Rebecca then analysed a paradigm shift in heritage from ‘place protection’ to ‘place branding’ which took place during the 1970s and 1980s. At this time, Glasgow experienced extremely painful deindustrialisation and catastrophic job losses in heavy industry. It was in this context that local authorities deployed heritage as part of an economic strategy to regenerate the city.
Rebecca utilised her case study of Glasgow’s Merchant City to explore how the idea of heritage became closely tied to a programme of ‘socio-economic diversification’. Previously, this part of Glasgow City Centre had been commonly known as the ‘New Town’ and ‘Workers City’. Its rebranding as ‘Merchant City’ by the Council in the late 1980s was designed to facilitate a major makeover for commercial development purposes. As a result, the area underwent a transformation, attracting private investment in stylish new shops and modern residential developments.
And yet, this rebranding did not go uncontested. Critics pointed out that ‘Merchant City’ referred to a pre-industrial period and so effectively left working class labour history out of the picture. Moreover, while the new name may have conjured up a romantic picture of enterprising traders, much of the wealth accumulated by Glasgow’s 18th century tobacco merchants was in fact dependent on the Caribbean slave trade. Despite recent efforts to raise greater awareness of this historical reality, Rebecca observed that there are still relatively few physical markers. This spoke to an ambiguous legacy for the Merchant City – ‘saved but sanitised’?
Rebecca then moved to discuss the campaign to save Govanhill Baths. When the Council announced the closure of the pool at the beginning of 2001, it met with a remarkable local response. Such was the strength of feeling, activists protested the closure in one of the longest occupations of a public building in British history.
Rebecca’s interviews with people who took part in the campaign found they were moved to action, not only out of a basic sense of unfairness, but also because they felt it was an essential part of the community’s social fabric. The ‘Save Our Pool’ campaign serves as a fine of example of what can be achieved through dedicated community organising, and also underlines the importance of a sense of attachment to place in local movements to preserve local heritage. Following refurbishments, Govanhill Baths is due to re-open in 2020.
The talk was followed by an insightful comment from one of Edinburgh’s own urban historians, Anna Feintuck. In her remarks, Anna agreed that urban planning should endeavour to take greater account of the emotional connection to place. In this, the role of heritage should not be reduced to a marketing tool. Rather, it should relate to wider community needs.
In the subsequent Q&A, the audience posed a wide-range of questions, including: Does everyone truly want to save sites deemed to have historical significance? Is the present dominance of the heritage industry a symptom of a loss of faith in the future? Edinburgh’s distinguished historian, Richard Rodger, also raised the problem of whether heritage is an inadequate replacement for the loss of infrastructure and local amenities. In other words, is there simply too much heritage today?
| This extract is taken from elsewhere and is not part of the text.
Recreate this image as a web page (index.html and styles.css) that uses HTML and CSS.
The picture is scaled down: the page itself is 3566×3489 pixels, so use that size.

Rebecca indicated she had reflected a great deal on this issue and, in fact, had delivered a paper the previous day on the question of whether we are we asking heritage to do too much. She added that it was no panacea, and could not, in isolation, solve problems relating to health, well-being and the local economy. This lively discussion will no doubt help to inform and stimulate further ideas for Rebecca as she progresses with her valuable work.
Robbie Johnston is a PhD student in History. His primary research interests lie in the twentieth-century politics of Scotland and Britain. He is currently working on a thesis which explores the development of Scottish Home Rule and Nationalism from the 1970s to the 1990s. He is a CSMCH steering committee member.